Lanckorońska offers the American reader an unusual perspective in that, as a Pole, she faced two aggressors in 1939. She encountered the Soviet aggressor first, as eastern Poland was annexed by the Soviet Union. Her descriptions of the Soviet occupation, with its cruel deportations to the Soviet interior, are shocking and powerful. Her account of the Soviets’ privileging of Ukrainians over the formerly dominant Poles is informative, once again displaying her talent at showing the effect of domination on those under it. At that time she and her colleagues believed that a German occupation could not possibly be as bad as the Soviet one. Although they hoped for Germany’s ultimate defeat, they wished that Germany would first crush the Soviet Union (66), and they rejoiced when Operation Barbarossa reunited Poland under German rule (75-76).

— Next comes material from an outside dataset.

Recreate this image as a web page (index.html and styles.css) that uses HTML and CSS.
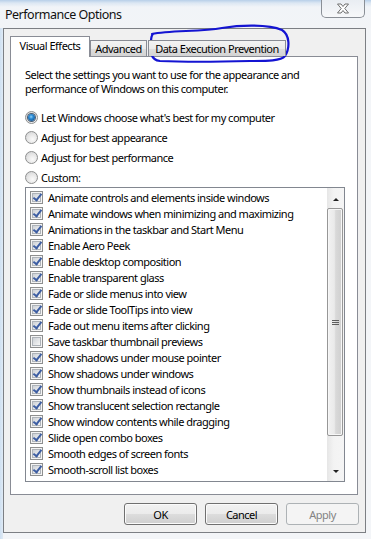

At the end of the war, her Polish standpoint highlights another painful development: her sense of betrayal by the Western Allies. Lanckorońska experienced the end of the war in Italy, where she painfully realized that Allied victory meant her exile.

Lanckorońska’s memoir is of interest as a document of nationalism as well. In the introduction by Lech Kalinowski and Elžbieta Orman, she is quoted as answering the question “Polishness-what does it mean?” as follows: “Polishness is for me the awareness of belonging to the Polish nation. I consider we should do everything possible to provide concrete proof of this awareness, though I do not understand the need to analyse it” (xxii). This is a perfect expression of nationalism from the inside-a force that is powerful yet inexplicable to its advocates. The alchemy of a nationalism that Lanckorońska does not want to analyze can make complicated things simple: Poles who are Communists or Nazi collaborators are not genuinely Poles; Ukrainians are deeply unattractive people, but for an exception who proves the rule (157); and Jews are relatively distant figures to be pitied (99). It adds to the interest of this text that she is describing a critical moment in the forging of Polish national identity. As she herself says, indirectly drawing attention to the crippling political divisions among interwar Poles, “The persecution of all Poles aroused in our society something that nobody who experienced that occupation will ever forget-the consciousness of complete unity among the Polish people. . . there was a period of the most intense happiness, when nobody bothered about anybody else’s class origins or party affiliation” (90). In her RGO days, she fostered a vision of overcoming social divisions by offering food to Poles, Jews, and Ukrainians together, and ultimately succeeded in that provision of aid (99). Yet it is also clear that her vision of Poland is deeply Christian (e.g., 90), and does not leave much space for Ukrainians. The memoir is a rich source for examining the nature of nationalist claims.

After her release in April 1945, Lanckorońska joined the Polish Forces still fighting in Italy. She resided in Rome after the war, where she created the Polish Historical Institute to support Polish culture outside of the auspices of state socialist Poland. Her memoir is a powerful document of an unusual and courageous woman.